One day after a heartfelt prayer session, but for only 10-15 minutes, I wondered if this feeling of communicating with Swami was a figment of my imagination since I was able to devote such a short time to prayer. I walked down to my classroom, waiting for the students to file in when suddenly two seventh-graders came running towards me, shouting “Swami has entered the school gate and there is nobody on the ground floor to welcome Him properly. So please come, Ma'am”.

I rushed out to see Bhagawan entering the school lobby. By then the two-legged news reporters had alerted the whole school faster than a radio broadcast!

Bhagawan spent a short while with the children and as He was leaving, some of us teachers sat down near His path. As He walked, Bhagawan stopped for a brief minute in front of me, slid His right hand between my folded hands. Looking directly at me, He smiled and nodded.

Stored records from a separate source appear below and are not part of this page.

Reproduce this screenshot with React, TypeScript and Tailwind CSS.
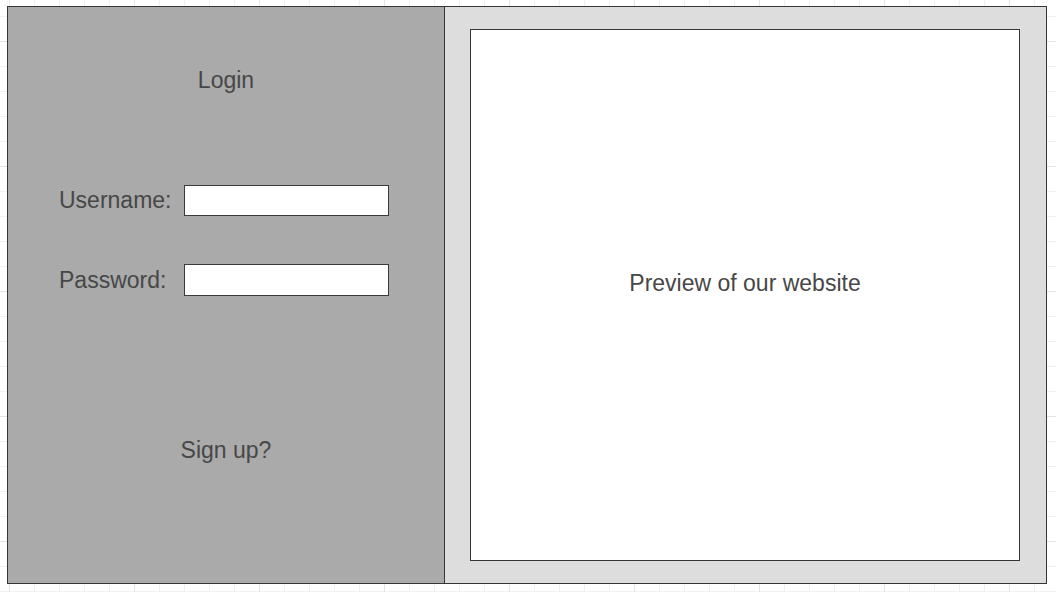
import React from "react";

const font = { fontFamily: '"Liberation Sans", Arial, sans-serif' };

const Field: React.FC<{ label: string; className?: string }> = ({ label, className }) => (
  <div className={`flex items-center pl-[51px] ${className ?? ""}`}>
    <span className="w-[125px] leading-none">{label}</span>
    <input
      type="text"
      className="w-[205px] h-full bg-white border border-[#3a3a3a] outline-none"
    />
  </div>
);

export default function App() {
  return (
    <div
      className="w-[1056px] h-[592px] pt-[6px] pl-[7px] bg-white bg-[linear-gradient(to_right,#e4e4e4_1px,transparent_1px),linear-gradient(to_bottom,#e4e4e4_1px,transparent_1px),linear-gradient(to_right,#f0f0f0_1px,transparent_1px),linear-gradient(to_bottom,#f0f0f0_1px,transparent_1px)] bg-[size:125px_125px,125px_125px,25px_25px,25px_25px] bg-[position:9px_41px,9px_41px,9px_16px,9px_16px]"
      style={font}
    >
      {/* frame */}
      <div className="flex w-[1040px] h-[578px] border border-[#363636] text-[23px] text-[#474747]">
        {/* login side */}
        <div className="w-[437px] bg-[#aaaaaa] border-r border-[#363636] flex flex-col">
          <div className="mt-[60px] h-[26px] leading-[26px] text-center">Login</div>
          <Field label="Username:" className="mt-[92px] h-[31px]" />
          <Field label="Password:" className="mt-[48px] h-[32px]" />
          <div className="mt-[141px] h-[26px] leading-[26px] text-center">Sign up?</div>
        </div>
        {/* preview side */}
        <div className="flex-1 bg-[#dddddd] pt-[22px] pl-[25px]">
          <div className="w-[550px] h-[532px] bg-white border border-[#363636] flex items-center justify-center pb-[25px]">
            <span className="leading-[26px]">Preview of our website</span>
          </div>
        </div>
      </div>
    </div>
  );
}
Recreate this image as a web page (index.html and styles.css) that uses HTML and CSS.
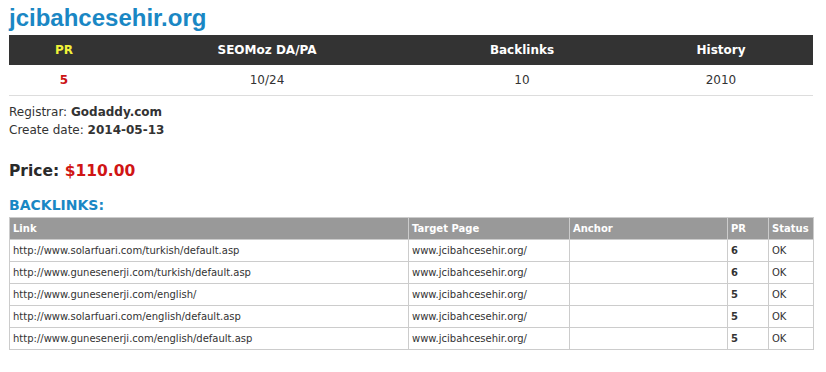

The message was crystal clear—“I am there between these folded hands in prayer. There is communication. Do not doubt it!”

I cannot help but recall my favorite lines here:

We, unaccustomed to courage
exiles from delight
live coiled in shells of loneliness
until love leaves its high holy temple
and comes into our sight
to liberate us into life.

Love arrives
and in its train come ecstasies
old memories of pleasure
ancient histories of pain.
Yet if we are bold,
love strikes away the chains of fear
from our souls.

We are weaned from our timidity
In the flush of love's light
we dare be brave
And suddenly we see
that love costs all we are
and will ever be.
Yet it is only love
which sets us free.

- Maya Angelou

I am learning that Swami wants all of us, His students, to be equipped with:

The ability to achieve but also the balance to look beyond. Most importantly to remember that we have the choice to be conscious.

He is saying:

RECHARGE yourself, for there is need of you.
REMAKE yourself, for there is work to do.
RECLAIM yourself, for you are made of love.
REGAIN yourself, the hand will fit HIS glove.